» EXERCISE
Copy each line of the data below with the word "TypeScript".
***
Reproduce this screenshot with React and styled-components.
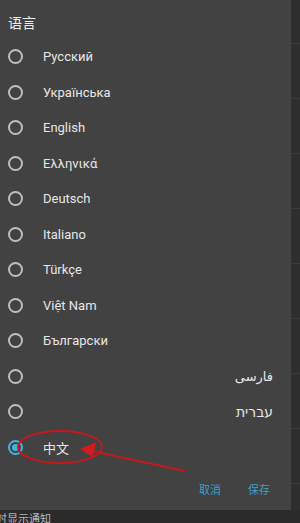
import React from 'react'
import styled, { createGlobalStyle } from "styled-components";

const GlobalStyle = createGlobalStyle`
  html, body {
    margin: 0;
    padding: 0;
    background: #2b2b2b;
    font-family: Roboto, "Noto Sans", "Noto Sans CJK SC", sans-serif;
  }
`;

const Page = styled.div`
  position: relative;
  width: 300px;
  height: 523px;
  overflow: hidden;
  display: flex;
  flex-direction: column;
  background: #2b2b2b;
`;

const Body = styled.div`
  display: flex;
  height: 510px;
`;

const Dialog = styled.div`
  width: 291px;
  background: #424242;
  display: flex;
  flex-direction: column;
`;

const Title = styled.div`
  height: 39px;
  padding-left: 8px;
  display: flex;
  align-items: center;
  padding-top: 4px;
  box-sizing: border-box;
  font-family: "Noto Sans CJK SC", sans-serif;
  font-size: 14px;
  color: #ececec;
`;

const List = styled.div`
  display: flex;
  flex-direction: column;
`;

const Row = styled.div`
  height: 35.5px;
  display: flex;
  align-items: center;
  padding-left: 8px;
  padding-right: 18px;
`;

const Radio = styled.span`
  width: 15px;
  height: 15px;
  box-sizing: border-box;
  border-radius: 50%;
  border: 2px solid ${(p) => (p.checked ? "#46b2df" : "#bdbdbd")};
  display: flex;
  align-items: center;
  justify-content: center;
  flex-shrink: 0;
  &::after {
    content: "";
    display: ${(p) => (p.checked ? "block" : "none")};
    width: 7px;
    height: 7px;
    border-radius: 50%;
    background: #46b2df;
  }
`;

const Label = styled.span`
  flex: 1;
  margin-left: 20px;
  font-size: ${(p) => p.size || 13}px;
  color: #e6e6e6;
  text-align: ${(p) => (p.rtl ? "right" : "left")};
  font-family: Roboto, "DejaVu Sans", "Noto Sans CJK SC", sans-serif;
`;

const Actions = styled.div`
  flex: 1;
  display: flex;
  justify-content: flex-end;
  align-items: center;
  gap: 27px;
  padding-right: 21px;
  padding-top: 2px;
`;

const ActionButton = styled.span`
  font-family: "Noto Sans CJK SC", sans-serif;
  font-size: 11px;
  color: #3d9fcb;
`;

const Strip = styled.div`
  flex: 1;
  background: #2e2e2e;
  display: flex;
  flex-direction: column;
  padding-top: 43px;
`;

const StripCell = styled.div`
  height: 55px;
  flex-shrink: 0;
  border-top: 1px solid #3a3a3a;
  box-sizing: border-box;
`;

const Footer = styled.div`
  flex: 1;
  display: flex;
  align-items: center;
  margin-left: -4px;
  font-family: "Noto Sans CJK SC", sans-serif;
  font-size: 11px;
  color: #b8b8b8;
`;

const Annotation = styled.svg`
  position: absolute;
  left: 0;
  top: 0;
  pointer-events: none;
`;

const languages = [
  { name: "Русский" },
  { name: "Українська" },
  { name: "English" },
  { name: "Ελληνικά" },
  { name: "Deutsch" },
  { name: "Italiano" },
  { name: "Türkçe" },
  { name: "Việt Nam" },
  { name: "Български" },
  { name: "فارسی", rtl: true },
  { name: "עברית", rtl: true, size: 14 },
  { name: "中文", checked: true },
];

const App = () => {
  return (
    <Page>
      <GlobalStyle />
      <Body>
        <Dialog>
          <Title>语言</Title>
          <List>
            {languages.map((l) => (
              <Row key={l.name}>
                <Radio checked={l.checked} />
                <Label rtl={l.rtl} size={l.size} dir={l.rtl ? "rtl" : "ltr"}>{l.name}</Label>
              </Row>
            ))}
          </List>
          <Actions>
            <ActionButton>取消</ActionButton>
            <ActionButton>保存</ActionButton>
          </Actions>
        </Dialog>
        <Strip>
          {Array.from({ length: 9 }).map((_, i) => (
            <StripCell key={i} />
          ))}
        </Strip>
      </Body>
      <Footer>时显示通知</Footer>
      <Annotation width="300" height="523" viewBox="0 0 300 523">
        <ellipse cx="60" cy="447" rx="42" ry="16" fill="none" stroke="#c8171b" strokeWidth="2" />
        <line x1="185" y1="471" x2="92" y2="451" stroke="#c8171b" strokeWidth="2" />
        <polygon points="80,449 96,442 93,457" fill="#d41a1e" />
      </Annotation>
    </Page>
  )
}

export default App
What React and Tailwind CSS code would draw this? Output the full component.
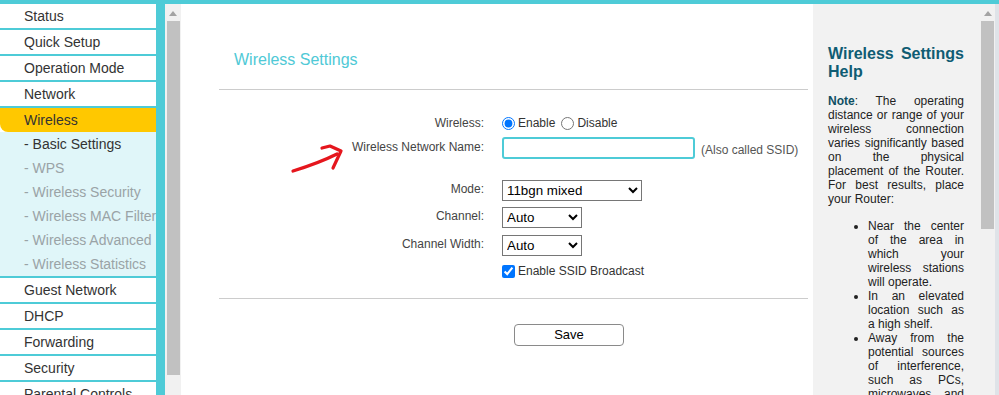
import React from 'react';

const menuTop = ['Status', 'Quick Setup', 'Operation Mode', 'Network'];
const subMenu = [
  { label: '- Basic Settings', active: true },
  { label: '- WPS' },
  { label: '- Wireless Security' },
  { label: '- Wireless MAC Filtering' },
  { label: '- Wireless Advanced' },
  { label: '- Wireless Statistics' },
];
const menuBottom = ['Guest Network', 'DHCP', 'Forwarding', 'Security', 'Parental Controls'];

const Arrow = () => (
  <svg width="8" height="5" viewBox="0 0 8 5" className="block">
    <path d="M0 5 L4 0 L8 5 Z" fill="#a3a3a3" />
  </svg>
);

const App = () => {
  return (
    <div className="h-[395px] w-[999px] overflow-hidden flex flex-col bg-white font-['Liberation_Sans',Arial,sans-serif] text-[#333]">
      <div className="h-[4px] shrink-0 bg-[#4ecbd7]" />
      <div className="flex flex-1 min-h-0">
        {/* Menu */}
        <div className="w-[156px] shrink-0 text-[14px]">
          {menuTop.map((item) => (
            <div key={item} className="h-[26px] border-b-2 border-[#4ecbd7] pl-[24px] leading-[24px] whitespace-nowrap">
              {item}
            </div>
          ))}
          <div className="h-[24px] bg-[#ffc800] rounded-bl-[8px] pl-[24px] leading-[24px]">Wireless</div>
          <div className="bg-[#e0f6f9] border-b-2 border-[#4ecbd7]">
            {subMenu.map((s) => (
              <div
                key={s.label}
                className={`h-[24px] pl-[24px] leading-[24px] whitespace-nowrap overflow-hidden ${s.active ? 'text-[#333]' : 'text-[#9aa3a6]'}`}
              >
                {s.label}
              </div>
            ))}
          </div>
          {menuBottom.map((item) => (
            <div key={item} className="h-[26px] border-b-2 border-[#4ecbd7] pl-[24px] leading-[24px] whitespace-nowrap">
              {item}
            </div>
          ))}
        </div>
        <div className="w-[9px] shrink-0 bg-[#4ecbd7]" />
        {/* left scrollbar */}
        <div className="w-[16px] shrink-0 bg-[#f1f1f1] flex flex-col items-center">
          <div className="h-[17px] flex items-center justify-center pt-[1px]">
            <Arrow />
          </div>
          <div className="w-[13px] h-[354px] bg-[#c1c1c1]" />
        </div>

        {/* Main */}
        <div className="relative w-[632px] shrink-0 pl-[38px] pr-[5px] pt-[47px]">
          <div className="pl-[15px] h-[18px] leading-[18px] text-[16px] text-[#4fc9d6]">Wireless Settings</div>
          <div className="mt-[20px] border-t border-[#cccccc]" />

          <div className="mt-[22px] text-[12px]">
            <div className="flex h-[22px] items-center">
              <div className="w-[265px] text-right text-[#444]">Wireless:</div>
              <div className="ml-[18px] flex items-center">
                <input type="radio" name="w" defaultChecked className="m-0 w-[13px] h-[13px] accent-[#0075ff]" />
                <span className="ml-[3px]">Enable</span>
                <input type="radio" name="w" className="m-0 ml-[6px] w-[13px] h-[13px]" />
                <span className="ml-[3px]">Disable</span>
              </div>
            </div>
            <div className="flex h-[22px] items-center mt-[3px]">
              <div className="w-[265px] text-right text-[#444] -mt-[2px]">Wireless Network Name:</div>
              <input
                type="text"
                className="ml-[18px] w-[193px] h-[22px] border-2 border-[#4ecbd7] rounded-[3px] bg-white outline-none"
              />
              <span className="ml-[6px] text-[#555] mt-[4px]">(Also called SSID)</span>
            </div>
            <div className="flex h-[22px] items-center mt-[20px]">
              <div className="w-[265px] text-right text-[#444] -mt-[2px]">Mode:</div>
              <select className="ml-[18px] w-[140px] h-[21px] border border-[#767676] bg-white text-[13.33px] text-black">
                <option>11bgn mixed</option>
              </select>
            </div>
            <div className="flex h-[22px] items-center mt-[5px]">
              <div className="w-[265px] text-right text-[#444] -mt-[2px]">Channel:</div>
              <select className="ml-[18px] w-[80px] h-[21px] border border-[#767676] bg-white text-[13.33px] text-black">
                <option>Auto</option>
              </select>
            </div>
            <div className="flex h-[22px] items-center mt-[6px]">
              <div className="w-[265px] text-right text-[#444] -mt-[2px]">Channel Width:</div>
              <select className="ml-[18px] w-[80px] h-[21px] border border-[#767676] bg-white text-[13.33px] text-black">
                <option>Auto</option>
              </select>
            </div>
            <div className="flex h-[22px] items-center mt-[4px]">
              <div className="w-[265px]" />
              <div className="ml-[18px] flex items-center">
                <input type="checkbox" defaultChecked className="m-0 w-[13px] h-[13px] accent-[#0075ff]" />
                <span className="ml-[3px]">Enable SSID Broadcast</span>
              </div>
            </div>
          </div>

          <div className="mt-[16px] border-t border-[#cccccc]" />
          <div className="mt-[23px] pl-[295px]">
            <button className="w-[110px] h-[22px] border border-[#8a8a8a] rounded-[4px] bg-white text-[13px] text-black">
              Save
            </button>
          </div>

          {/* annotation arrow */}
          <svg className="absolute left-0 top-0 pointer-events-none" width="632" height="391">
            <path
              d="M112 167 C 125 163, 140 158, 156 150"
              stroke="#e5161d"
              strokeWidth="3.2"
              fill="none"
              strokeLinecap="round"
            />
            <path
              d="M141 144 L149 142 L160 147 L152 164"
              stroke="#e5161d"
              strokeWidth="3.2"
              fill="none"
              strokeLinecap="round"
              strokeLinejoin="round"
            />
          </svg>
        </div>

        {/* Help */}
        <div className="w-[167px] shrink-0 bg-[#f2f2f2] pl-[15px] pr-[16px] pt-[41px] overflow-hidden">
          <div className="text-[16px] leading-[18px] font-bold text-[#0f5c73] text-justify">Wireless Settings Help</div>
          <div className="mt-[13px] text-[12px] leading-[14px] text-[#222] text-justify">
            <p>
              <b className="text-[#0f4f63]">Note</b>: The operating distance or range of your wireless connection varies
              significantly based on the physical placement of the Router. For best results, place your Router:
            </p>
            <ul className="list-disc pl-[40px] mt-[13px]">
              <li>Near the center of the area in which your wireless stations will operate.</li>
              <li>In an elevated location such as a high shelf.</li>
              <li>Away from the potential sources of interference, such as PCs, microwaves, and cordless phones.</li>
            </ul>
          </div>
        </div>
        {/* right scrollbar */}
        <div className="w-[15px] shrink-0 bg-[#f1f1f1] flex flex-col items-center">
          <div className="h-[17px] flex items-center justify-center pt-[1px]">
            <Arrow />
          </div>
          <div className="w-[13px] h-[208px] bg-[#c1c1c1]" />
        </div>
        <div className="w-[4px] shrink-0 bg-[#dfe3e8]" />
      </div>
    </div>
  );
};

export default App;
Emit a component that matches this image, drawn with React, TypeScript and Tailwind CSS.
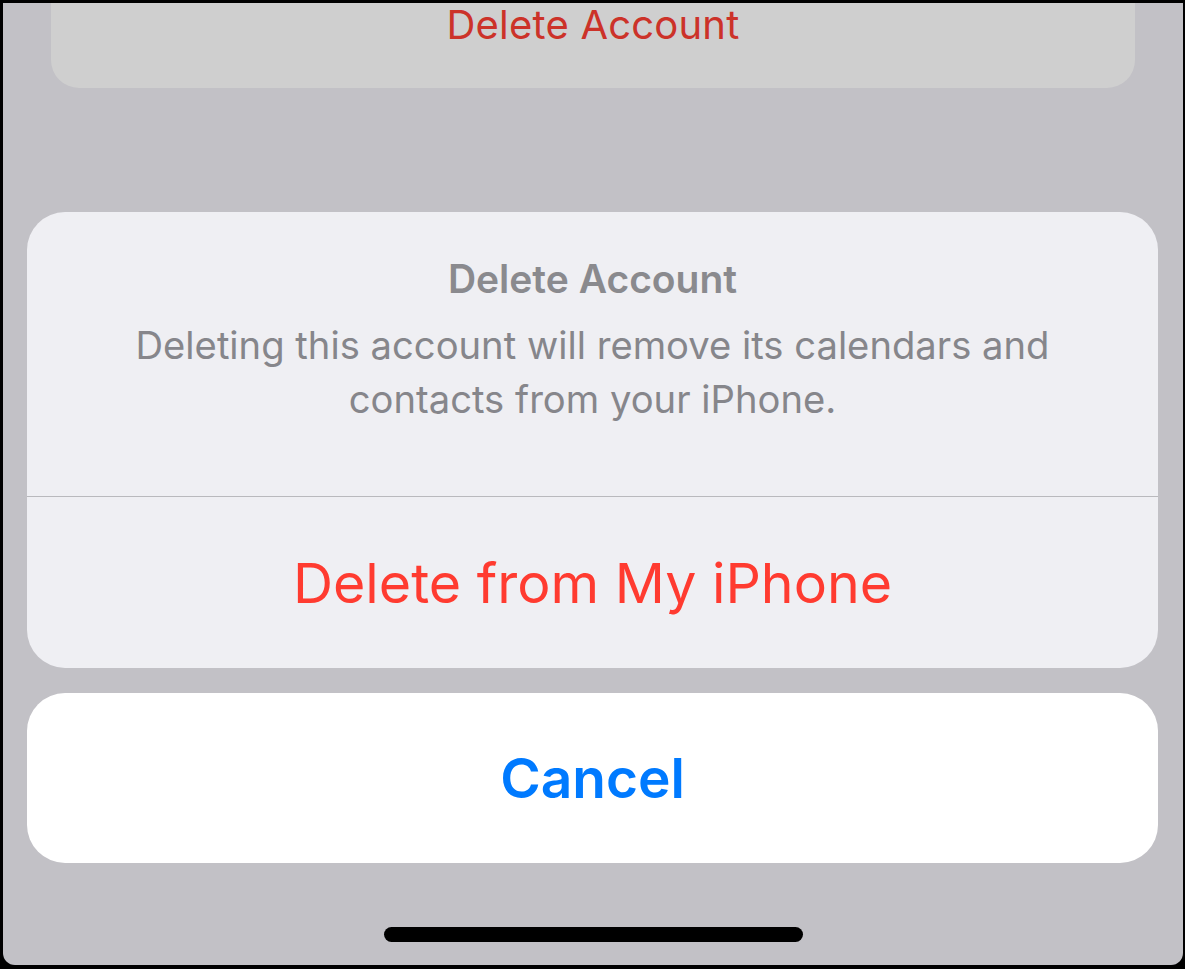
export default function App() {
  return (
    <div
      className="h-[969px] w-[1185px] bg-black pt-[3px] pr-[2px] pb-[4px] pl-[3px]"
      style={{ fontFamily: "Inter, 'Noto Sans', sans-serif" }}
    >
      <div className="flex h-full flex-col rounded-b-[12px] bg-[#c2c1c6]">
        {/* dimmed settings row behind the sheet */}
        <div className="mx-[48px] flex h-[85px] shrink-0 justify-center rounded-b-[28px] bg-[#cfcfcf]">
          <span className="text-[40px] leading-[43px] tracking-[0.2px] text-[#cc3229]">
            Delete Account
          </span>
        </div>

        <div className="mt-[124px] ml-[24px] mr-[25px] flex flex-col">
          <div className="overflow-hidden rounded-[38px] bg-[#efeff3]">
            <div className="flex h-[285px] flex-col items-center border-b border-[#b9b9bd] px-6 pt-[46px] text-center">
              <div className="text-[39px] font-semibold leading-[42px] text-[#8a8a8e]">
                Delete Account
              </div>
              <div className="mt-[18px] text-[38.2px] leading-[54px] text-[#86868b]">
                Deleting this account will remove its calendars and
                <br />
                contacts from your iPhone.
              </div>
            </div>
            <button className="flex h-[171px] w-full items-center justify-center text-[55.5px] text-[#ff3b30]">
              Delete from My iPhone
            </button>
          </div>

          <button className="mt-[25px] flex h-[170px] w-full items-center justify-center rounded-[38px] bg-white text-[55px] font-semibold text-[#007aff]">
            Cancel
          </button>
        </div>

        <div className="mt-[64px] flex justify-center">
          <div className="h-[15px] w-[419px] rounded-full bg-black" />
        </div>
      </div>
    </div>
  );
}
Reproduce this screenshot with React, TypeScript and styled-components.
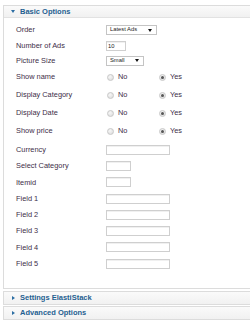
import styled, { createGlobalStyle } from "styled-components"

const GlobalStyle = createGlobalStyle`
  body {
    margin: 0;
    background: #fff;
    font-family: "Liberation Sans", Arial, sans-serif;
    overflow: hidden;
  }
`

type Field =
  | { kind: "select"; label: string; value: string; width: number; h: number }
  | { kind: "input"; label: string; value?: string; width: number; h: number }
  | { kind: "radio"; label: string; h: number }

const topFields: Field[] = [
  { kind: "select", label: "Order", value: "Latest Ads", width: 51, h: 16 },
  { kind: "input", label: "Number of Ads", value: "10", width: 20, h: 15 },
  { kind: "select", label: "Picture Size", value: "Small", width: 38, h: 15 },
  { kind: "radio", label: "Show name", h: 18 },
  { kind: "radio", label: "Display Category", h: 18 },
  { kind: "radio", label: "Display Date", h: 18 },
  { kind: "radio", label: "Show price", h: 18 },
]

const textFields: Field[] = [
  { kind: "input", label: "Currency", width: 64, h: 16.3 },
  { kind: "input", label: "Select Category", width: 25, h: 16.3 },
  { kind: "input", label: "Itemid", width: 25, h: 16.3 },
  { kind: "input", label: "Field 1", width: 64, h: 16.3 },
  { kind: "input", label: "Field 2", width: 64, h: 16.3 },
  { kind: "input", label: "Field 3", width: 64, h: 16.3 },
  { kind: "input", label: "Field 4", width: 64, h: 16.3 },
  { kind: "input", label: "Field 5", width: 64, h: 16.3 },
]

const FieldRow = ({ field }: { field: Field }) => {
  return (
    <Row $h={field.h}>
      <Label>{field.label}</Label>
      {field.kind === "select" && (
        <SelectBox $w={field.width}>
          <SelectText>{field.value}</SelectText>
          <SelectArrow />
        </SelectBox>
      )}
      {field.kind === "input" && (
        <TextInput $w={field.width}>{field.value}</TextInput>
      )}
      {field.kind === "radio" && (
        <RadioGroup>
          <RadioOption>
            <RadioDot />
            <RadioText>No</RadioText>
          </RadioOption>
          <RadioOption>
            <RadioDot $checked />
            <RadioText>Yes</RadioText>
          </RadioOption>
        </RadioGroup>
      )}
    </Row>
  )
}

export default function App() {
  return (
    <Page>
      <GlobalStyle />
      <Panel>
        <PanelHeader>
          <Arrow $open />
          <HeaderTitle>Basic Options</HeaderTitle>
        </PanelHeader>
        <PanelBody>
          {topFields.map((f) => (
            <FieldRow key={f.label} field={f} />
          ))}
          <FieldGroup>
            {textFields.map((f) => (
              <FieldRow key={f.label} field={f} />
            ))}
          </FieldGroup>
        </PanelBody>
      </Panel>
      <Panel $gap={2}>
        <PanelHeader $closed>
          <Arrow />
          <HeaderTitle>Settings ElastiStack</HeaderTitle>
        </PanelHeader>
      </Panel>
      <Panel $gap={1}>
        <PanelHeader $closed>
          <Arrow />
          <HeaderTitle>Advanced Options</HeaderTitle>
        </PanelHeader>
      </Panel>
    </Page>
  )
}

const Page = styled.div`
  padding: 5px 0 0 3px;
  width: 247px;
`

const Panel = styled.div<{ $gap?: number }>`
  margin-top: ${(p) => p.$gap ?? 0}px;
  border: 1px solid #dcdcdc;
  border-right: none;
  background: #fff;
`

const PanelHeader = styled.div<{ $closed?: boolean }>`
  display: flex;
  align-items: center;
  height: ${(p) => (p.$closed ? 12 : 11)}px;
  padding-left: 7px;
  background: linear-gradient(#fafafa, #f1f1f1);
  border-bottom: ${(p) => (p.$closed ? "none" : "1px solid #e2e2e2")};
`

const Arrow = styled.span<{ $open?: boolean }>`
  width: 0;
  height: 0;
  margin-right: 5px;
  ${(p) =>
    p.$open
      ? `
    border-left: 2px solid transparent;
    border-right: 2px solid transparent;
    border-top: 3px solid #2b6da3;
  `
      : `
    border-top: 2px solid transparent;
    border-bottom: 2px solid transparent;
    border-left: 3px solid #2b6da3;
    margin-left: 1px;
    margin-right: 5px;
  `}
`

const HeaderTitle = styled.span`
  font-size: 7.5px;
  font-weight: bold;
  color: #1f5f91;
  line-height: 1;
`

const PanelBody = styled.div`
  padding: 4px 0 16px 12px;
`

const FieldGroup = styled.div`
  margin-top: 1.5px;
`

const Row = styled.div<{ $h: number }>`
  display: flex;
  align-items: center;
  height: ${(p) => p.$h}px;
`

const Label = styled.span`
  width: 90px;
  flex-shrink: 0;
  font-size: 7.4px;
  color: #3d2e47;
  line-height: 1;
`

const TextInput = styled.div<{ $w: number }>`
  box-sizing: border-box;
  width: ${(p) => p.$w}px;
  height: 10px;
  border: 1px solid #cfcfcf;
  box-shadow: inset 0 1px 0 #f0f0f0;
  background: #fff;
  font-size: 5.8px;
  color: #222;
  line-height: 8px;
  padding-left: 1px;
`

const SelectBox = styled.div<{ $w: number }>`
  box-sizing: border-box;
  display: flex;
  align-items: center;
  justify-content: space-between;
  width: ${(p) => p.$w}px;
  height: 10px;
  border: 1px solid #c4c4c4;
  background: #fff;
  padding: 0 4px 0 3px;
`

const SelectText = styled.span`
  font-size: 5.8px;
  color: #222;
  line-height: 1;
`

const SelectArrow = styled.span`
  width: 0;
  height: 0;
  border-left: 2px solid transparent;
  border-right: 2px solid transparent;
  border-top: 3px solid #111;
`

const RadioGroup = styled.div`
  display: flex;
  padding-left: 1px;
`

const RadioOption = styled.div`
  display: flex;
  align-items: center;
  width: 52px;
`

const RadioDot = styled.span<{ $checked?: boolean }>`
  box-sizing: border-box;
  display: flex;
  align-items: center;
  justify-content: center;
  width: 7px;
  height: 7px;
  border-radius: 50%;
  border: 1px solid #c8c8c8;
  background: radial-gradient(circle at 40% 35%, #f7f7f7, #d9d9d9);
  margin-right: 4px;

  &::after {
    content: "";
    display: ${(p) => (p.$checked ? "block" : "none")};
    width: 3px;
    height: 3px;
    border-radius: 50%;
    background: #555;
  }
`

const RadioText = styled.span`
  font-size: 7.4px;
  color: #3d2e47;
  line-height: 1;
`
***
» WORKED ANSWER
Emit a component that matches this image, drawn with React, TypeScript and Tailwind CSS.
Reproduce this screenshot with React, TypeScript and styled-components.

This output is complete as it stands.